The following names are on the World War honor roll of the town of Franklin : Ralph A. Armstrong, Frederic K. Armstrong, Ernest C. Ayer, Ray B. Beckwith, Harold B. Capshaw, Walter N. Chappell, John Alton Cox, Charles E. Davis, Clarence Howard Davis, Harold A. Duerr, Charles W. Frink, William C. Hanson, Herbert R. Hoffman, Alfred G. Mason, Edward W. Mason, James J. McCarthy, John N. Muckensturm, Thomas F. Murphy, Louis E. Nolan, Michael O'Hearn, Frederick H. Race, John C. Rother, An- thony Wisneske, Michael Yuschalk.

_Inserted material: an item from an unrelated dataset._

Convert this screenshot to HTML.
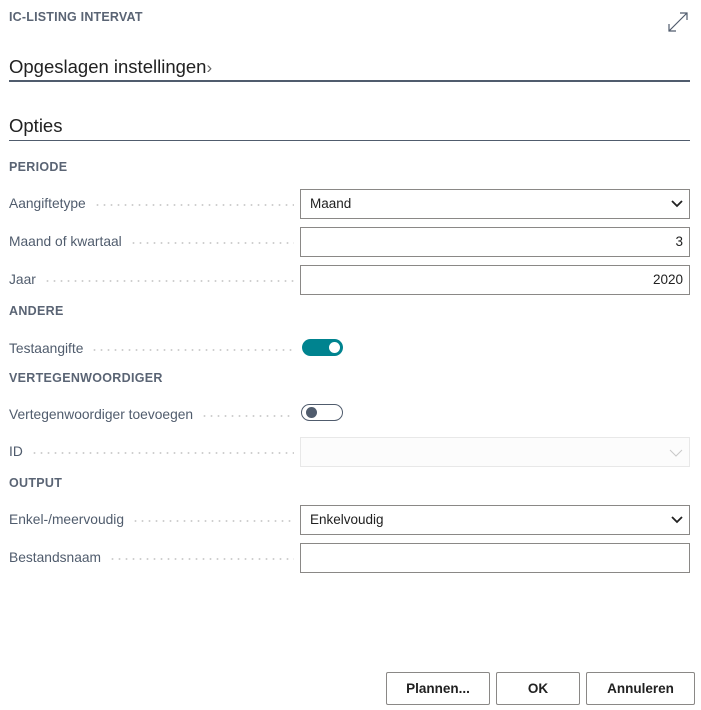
<!DOCTYPE html><html><head><style>
body{margin:0;width:701px;height:710px;background:#fff;font-family:"Liberation Sans",sans-serif;color:#212121;position:relative;overflow:hidden}
.a{position:absolute}
.lbl{position:absolute;left:9px;font-size:13.8px;color:#505c6d;width:285px;display:flex;align-items:center}
.lbl span{white-space:nowrap;padding-right:8px}
.lbl i{flex:1;height:2px;margin-top:3px;background:radial-gradient(circle,#cfcfcf 0.9px,transparent 1.1px) 0 0/7px 2px repeat-x}
.h{position:absolute;left:9px;font-size:12.5px;font-weight:bold;color:#5a6474;letter-spacing:.3px}
.box{position:absolute;left:300px;width:388px;height:28px;border:1px solid #8a8886;font-size:13.5px;line-height:28px;box-sizing:content-box}
.btn{position:absolute;top:672px;height:31px;border:1px solid #8a8886;border-radius:2px;font-size:13.5px;font-weight:bold;text-align:center;line-height:31px;color:#212121}
</style></head><body>
<div class="a" style="left:9px;top:10px;font-size:12.5px;color:#5a6474;font-weight:bold;letter-spacing:.2px">IC-LISTING INTERVAT</div>
<svg class="a" style="left:667px;top:11px" width="22" height="22" viewBox="0 0 22 22" fill="none" stroke="#505c6d" stroke-width="1.2"><path d="M2 20L20 2M13 2h7v7M2 13v7h7"/></svg>
<div class="a" style="left:9px;top:56px;font-size:18.5px;color:#212121">Opgeslagen instellingen<span style="color:#666;font-size:17px">›</span></div>
<div class="a" style="left:9px;top:80px;width:681px;height:2px;background:#505c6d"></div>
<div class="a" style="left:9px;top:115px;font-size:18.5px">Opties</div>
<div class="a" style="left:9px;top:140px;width:681px;height:1px;background:#505c6d"></div>
<div class="h" style="top:160px">PERIODE</div>
<div class="lbl" style="top:196px"><span>Aangiftetype</span><i></i></div>
<div class="box" style="top:189px;text-indent:9px">Maand<svg class="a" style="right:6px;top:10px" width="12" height="8" viewBox="0 0 12 8"><path d="M1 1l5 5 5-5" stroke="#212121" stroke-width="1.8" fill="none"/></svg></div>
<div class="lbl" style="top:234px"><span>Maand of kwartaal</span><i></i></div>
<div class="box" style="top:227px;text-align:right;padding-right:0"><span style="padding-right:6px">3</span></div>
<div class="lbl" style="top:272px"><span>Jaar</span><i></i></div>
<div class="box" style="top:265px;text-align:right"><span style="padding-right:6px">2020</span></div>
<div class="h" style="top:304px">ANDERE</div>
<div class="lbl" style="top:341px"><span>Testaangifte</span><i></i></div>
<div class="a" style="left:302px;top:339px;width:41px;height:17px;border-radius:9px;background:#00838f"></div>
<div class="a" style="left:329px;top:342px;width:11px;height:11px;border-radius:50%;background:#fff"></div>
<div class="h" style="top:371px">VERTEGENWOORDIGER</div>
<div class="lbl" style="top:407px"><span>Vertegenwoordiger toevoegen</span><i></i></div>
<div class="a" style="left:301px;top:404px;width:40px;height:15px;border-radius:9px;border:1px solid #505c6d"></div>
<div class="a" style="left:306px;top:407px;width:11px;height:11px;border-radius:50%;background:#505c6d"></div>
<div class="lbl" style="top:444px"><span>ID</span><i></i></div>
<div class="box" style="top:437px;border-color:#e8e8e8;background:#fcfcfc"><svg class="a" style="right:6px;top:11px" width="14" height="8" viewBox="0 0 14 8"><path d="M1 1l6 6 6-6" stroke="#c8c8c8" stroke-width="1" fill="none"/></svg></div>
<div class="h" style="top:476px">OUTPUT</div>
<div class="lbl" style="top:512px"><span>Enkel-/meervoudig</span><i></i></div>
<div class="box" style="top:505px;text-indent:9px">Enkelvoudig<svg class="a" style="right:6px;top:10px" width="12" height="8" viewBox="0 0 12 8"><path d="M1 1l5 5 5-5" stroke="#212121" stroke-width="1.8" fill="none"/></svg></div>
<div class="lbl" style="top:550px"><span>Bestandsnaam</span><i></i></div>
<div class="box" style="top:543px"></div>
<div class="btn" style="left:386px;width:102px">Plannen...</div>
<div class="btn" style="left:496px;width:82px">OK</div>
<div class="btn" style="left:586px;width:107px">Annuleren</div>
</body></html>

Griswold .- The town of Griswold is bounded on the north by Windham county, on the east by Voluntown, on the south by North Stonington and Preston, and on the west by Preston and Lisbon. The first settler was Eleazer Jewett, from whom the borough of Jewett City (incorporated 1895) takes its name. His tombstone bears the following inscription: "In memory of Mr. Eleazer Jewett, who died Dec. 7, 1817, in the 87th year of his age. In April, 1771, he began the settlement of this village, and from his persevering industry and active benevolence it has derived its present importance. Its name will perpetuate his memory."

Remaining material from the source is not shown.